Working with I/O Files in Python

Reading data from and writing data files is one of the most common situations within programming in general. The creation, access, and modification of the long-term storage data in a file are performed by the file management system of the operative system. Those tasks are very important, especially in applications that need to store the data, and then use it later. In this tutorial, you will learn how to do this using Python, but first, let's dive into some important definitions related to files.

Table of Content

logo

Definition of File

Using simple words, a file is a collection of bytes used to store data, which is organized in a specific format, for example, it can be as simple as a text file, or as complex as images or video data, it can be even an executable program. This is defined by the extension of the file, for example, a text file has .txt extension, an image may have .jpg or .png, and so on. Whatever the type is, the data end up in the binary form (0 and 1), because is the faster and only way a computer can understand it.
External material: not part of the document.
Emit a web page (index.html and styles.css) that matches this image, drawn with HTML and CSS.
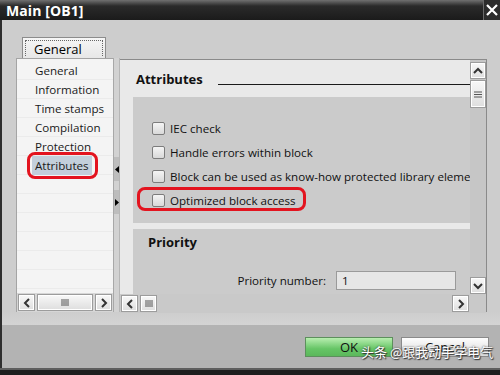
FILE: index.html
```html
<!DOCTYPE html>
<html lang="en">
<head>
  <meta charset="UTF-8">
  <title>Main [OB1]</title>
  <link rel="stylesheet" href="styles.css">
</head>
<body>
  <div class="window">
    <!-- Title bar -->
    <div class="titlebar">
      <span class="title">Main [OB1]</span>
      <span class="close">
        <svg width="14" height="14" viewBox="0 0 14 14"><path d="M2 2 L12 12 M12 2 L2 12" stroke="#fff" stroke-width="2.2"/></svg>
      </span>
    </div>

    <div class="content">
      <div class="tabs">
        <div class="tab"><span class="tab-label">General</span></div>
      </div>

      <div class="panel">
        <!-- Left navigation -->
        <div class="nav">
          <ul class="nav-list">
            <li>General</li>
            <li>Information</li>
            <li>Time stamps</li>
            <li>Compilation</li>
            <li>Protection</li>
            <li class="selected"><span class="sel">Attributes</span><span class="mark mark-nav"></span></li>
          </ul>
          <div class="hscroll">
            <span class="sbtn"><svg width="8" height="10" viewBox="0 0 8 10"><path d="M6 1 L2 5 L6 9" fill="none" stroke="#333" stroke-width="2"/></svg></span>
            <span class="thumb thumb-wide"><svg width="8" height="7" viewBox="0 0 8 7"><path d="M1 0V7M3 0V7M5 0V7M7 0V7" stroke="#555" stroke-width="1"/></svg></span>
            <span class="sbtn"><svg width="8" height="10" viewBox="0 0 8 10"><path d="M2 1 L6 5 L2 9" fill="none" stroke="#333" stroke-width="2"/></svg></span>
          </div>
        </div>

        <div class="splitter">
          <span class="split-btn"><svg width="4" height="7" viewBox="0 0 4 7"><path d="M4 0 L0 3.5 L4 7Z" fill="#000"/></svg></span>
          <span class="split-btn"><svg width="4" height="7" viewBox="0 0 4 7"><path d="M0 0 L4 3.5 L0 7Z" fill="#000"/></svg></span>
        </div>

        <!-- Right pane -->
        <div class="pane">
          <div class="pane-view">
            <div class="heading">
              <h2>Attributes</h2>
              <span class="rule"></span>
            </div>

            <div class="section checks">
              <label class="check"><span class="box"></span>IEC check</label>
              <label class="check"><span class="box"></span>Handle errors within block</label>
              <label class="check"><span class="box"></span>Block can be used as know-how protected library element</label>
              <label class="check"><span class="box"></span>Optimized block access<span class="mark mark-opt"></span></label>
            </div>

            <div class="section priority">
              <h3>Priority</h3>
              <div class="field">
                <span class="field-label">Priority number:</span>
                <span class="input">1</span>
              </div>
            </div>
          </div>

          <div class="vscroll">
            <span class="sbtn"><svg width="10" height="8" viewBox="0 0 10 8"><path d="M1 6 L5 2 L9 6" fill="none" stroke="#333" stroke-width="2"/></svg></span>
            <span class="thumb"><svg width="8" height="7" viewBox="0 0 8 7"><path d="M0 1H8M0 3.5H8M0 6H8" stroke="#555" stroke-width="1"/></svg></span>
            <span class="vtrack"></span>
            <span class="sbtn"><svg width="10" height="8" viewBox="0 0 10 8"><path d="M1 2 L5 6 L9 2" fill="none" stroke="#333" stroke-width="2"/></svg></span>
          </div>

          <div class="hscroll hscroll-pane">
            <span class="sbtn"><svg width="8" height="10" viewBox="0 0 8 10"><path d="M6 1 L2 5 L6 9" fill="none" stroke="#333" stroke-width="2"/></svg></span>
            <span class="thumb"><svg width="8" height="7" viewBox="0 0 8 7"><path d="M1 0V7M3 0V7M5 0V7M7 0V7" stroke="#555" stroke-width="1"/></svg></span>
            <span class="track"></span>
            <span class="sbtn"><svg width="8" height="10" viewBox="0 0 8 10"><path d="M2 1 L6 5 L2 9" fill="none" stroke="#333" stroke-width="2"/></svg></span>
          </div>
          <span class="corner"></span>
        </div>
      </div>
    </div>

    <!-- Dialog buttons -->
    <div class="footer">
      <button class="btn btn-ok">OK</button>
      <button class="btn">Cancel</button>
      <span class="watermark">头条 @跟我动手学电气</span>
    </div>
    <div class="bottom"></div>
  </div>
</body>
</html>
```

FILE: styles.css
```css
/* Reset */
* { margin: 0; padding: 0; box-sizing: border-box; }
html, body { width: 500px; height: 375px; overflow: hidden; }
body {
  font-family: "Open Sans", "Noto Sans", sans-serif;
  font-size: 11.6px;
  color: #111;
  background: #cdcdcd;
}

.window {
  display: flex;
  flex-direction: column;
  width: 500px;
  height: 375px;
}

/* Title bar */
.titlebar {
  height: 20px;
  flex: none;
  display: flex;
  align-items: center;
  justify-content: space-between;
  background: linear-gradient(#707070 0, #2a2a2a 6px, #1b1b1b 100%);
}
.title {
  color: #fff;
  font-weight: bold;
  font-size: 14px;
  padding-left: 6px;
  letter-spacing: 0.1px;
}
.close {
  width: 17px;
  height: 20px;
  display: flex;
  align-items: center;
  justify-content: center;
  border-left: 1px solid #6a6a6a;
  background: #2c2c2c;
}

/* Main content */
.content {
  height: 305px;
  flex: none;
  border-left: 2px solid #2e2e2e;
  padding: 17px 13px 0 14px;
  background: linear-gradient(#cdcdcd 0, #cdcdcd 292px, #d4d4d4 100%);
}

.tabs { height: 21px; display: flex; }
.tab {
  margin-left: 6px;
  width: 84px;
  height: 21px;
  border: 1px solid #8c8c8c;
  border-bottom: none;
  background: linear-gradient(#f6f6f6, #e7e7e7);
  padding: 2px;
}
.tab-label {
  display: block;
  height: 100%;
  border: 1px dotted #666;
  border-bottom: none;
  font-size: 13px;
  line-height: 17px;
  padding-left: 8px;
  color: #000;
}

.panel {
  display: flex;
  height: 254px;
}

/* Left navigation */
.nav {
  width: 97px;
  flex: none;
  display: flex;
  flex-direction: column;
  border-left: 1px solid #a4a4a4;
  border-top: 1px solid #a4a4a4;
  background: repeating-linear-gradient(#f4f4f4 0, #f4f4f4 18px, #ebebeb 18px, #ebebeb 19px);
  background-position: 0 2px;
}
.nav-list {
  list-style: none;
  flex: 1;
  padding-top: 2px;
}
.nav-list li {
  position: relative;
  height: 19px;
  line-height: 19px;
  padding-left: 18px;
  color: #1a1a1a;
}
.nav-list .sel {
  background: #c3cfdb;
  margin-left: -3px;
  padding: 2px 3px;
}

/* Red annotation marks */
.mark {
  position: absolute;
  border: 3px solid #e3141f;
  border-radius: 8px;
}
.mark-nav { left: 10px; top: -4px; width: 71px; height: 27px; }
.mark-opt { left: -15px; top: -1px; width: 169px; height: 24px; }

/* Scrollbars */
.hscroll {
  height: 19px;
  display: flex;
  align-items: center;
  gap: 2px;
  padding: 0 1px;
  background: #d6d6d6;
}
.sbtn, .thumb {
  flex: none;
  width: 17px;
  height: 17px;
  display: flex;
  align-items: center;
  justify-content: center;
  border: 1px solid #9c9c9c;
  background: linear-gradient(#f8f8f8, #dedede);
  box-shadow: inset 0 0 0 1px #fff;
}
.thumb-wide { width: 56px; }
.track { flex: 1; }
.hscroll-pane { background: #c9c9c9; }

.vscroll {
  display: grid;
  grid-template-rows: 17px 28px 1fr 17px;
  row-gap: 1px;
  padding-top: 2px;
  background: #c6c6c6;
}
.vscroll .sbtn, .vscroll .thumb { width: 16px; height: auto; }
.corner { background: #c9c9c9; }

/* Splitter */
.splitter {
  width: 7px;
  flex: none;
  display: flex;
  flex-direction: column;
  gap: 9px;
  padding-top: 99px;
  background: #d2d2d2;
  border-left: 1px solid #a8a8a8;
  border-right: 1px solid #b6b6b6;
}
.split-btn {
  height: 24px;
  display: flex;
  align-items: center;
  justify-content: center;
  background: #bdbdbd;
}

/* Right pane */
.pane {
  flex: 1;
  min-width: 0;
  display: grid;
  grid-template-columns: minmax(0, 1fr) 16px;
  grid-template-rows: 234px 19px;
  margin-top: 1px;
  border-top: 1px solid #8a8a8a;
  border-right: 1px solid #8a8a8a;
}
.pane-view {
  min-width: 0;
  overflow: hidden;
  background: #e9e9e9;
}

.heading {
  height: 37px;
  display: flex;
  align-items: center;
  padding-left: 16px;
}
.heading h2 {
  font-size: 13px;
  font-weight: bold;
  color: #111;
}
.heading .rule {
  flex: 1;
  height: 1px;
  margin: 11px 0 0 15px;
  background: #1a1a1a;
}

.section {
  margin-left: 13px;
  background: #cbcbcb;
}
.checks {
  height: 126px;
  padding: 19px 0 0 19px;
  margin-bottom: 6px;
}
.check {
  position: relative;
  display: flex;
  align-items: center;
  height: 24px;
  white-space: nowrap;
  color: #111;
}
.check:last-child { display: inline-flex; }
.box {
  width: 13px;
  height: 13px;
  flex: none;
  margin-right: 5px;
  border: 1px solid #7c7c7c;
  border-radius: 2px;
  background: linear-gradient(#f4f4f4, #d9d9d9);
}

.priority {
  height: 70px;
  padding: 3px 14px 0 15px;
}
.priority h3 {
  font-size: 13px;
  font-weight: bold;
  line-height: 20px;
  color: #111;
}
.field {
  display: flex;
  justify-content: flex-end;
  align-items: center;
  gap: 10px;
  margin-top: 19px;
}
.input {
  width: 120px;
  height: 19px;
  line-height: 17px;
  padding-left: 5px;
  border: 1px solid #9a9a9a;
  background: #e6e6e6;
}

/* Footer */
.footer {
  position: relative;
  height: 43px;
  flex: none;
  display: flex;
  justify-content: flex-end;
  gap: 8px;
  padding: 12px 11px 0 0;
  border-left: 2px solid #2e2e2e;
  background: #b3b3b3;
}
.btn {
  width: 88px;
  height: 20px;
  font-family: "Open Sans", "Noto Sans", sans-serif;
  font-size: 13px;
  line-height: 17px;
  color: #111;
  border: 1px solid #8a8a8a;
  background: linear-gradient(#fdfdfd, #dadada);
}
.btn-ok {
  border-color: #5d8f5d;
  background: linear-gradient(#b8eeb0, #66c566 60%, #5bb85b);
}
.watermark {
  position: absolute;
  left: 359px;
  top: 17px;
  font-family: "Noto Sans CJK SC", sans-serif;
  font-size: 13px;
  color: #fff;
  text-shadow: 0 0 2px #333, 1px 1px 1px #333;
}

.bottom {
  flex: 1;
  border-top: 2px solid #5e5e5e;
  background: #1e1e1e;
}
```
Usually, a file has attributes related to the date when it was created, the last update, the large, etc. Even they have the ownership attribute, which indicates the owner of the file; this one can be changed typically through CLI in Unix-based systems like Linux and Mac OS, using the command chown which means "change owner". You can do the same in Windows OS using its GUI. Also, a file has attributes that indicate access rights, this means who can read, write or execute such file, typically they are represented by the symbols r, w and x respectively; those rights can be specified or changed by the file owner.

Paths

When you're searching for a file you need a path to follow to get there, thus, a path is a combination of directories that lead you to a specific sub directory or file. It is a string representing the location of the file in the file system, it is composed of three elements: the file folder path, the file name, and the extension of the file, which is located at the end of the filename separated with a period (.), as we mentioned above this are used to indicate the file type.

Though file extension are optional, you can find files with no extensions at all.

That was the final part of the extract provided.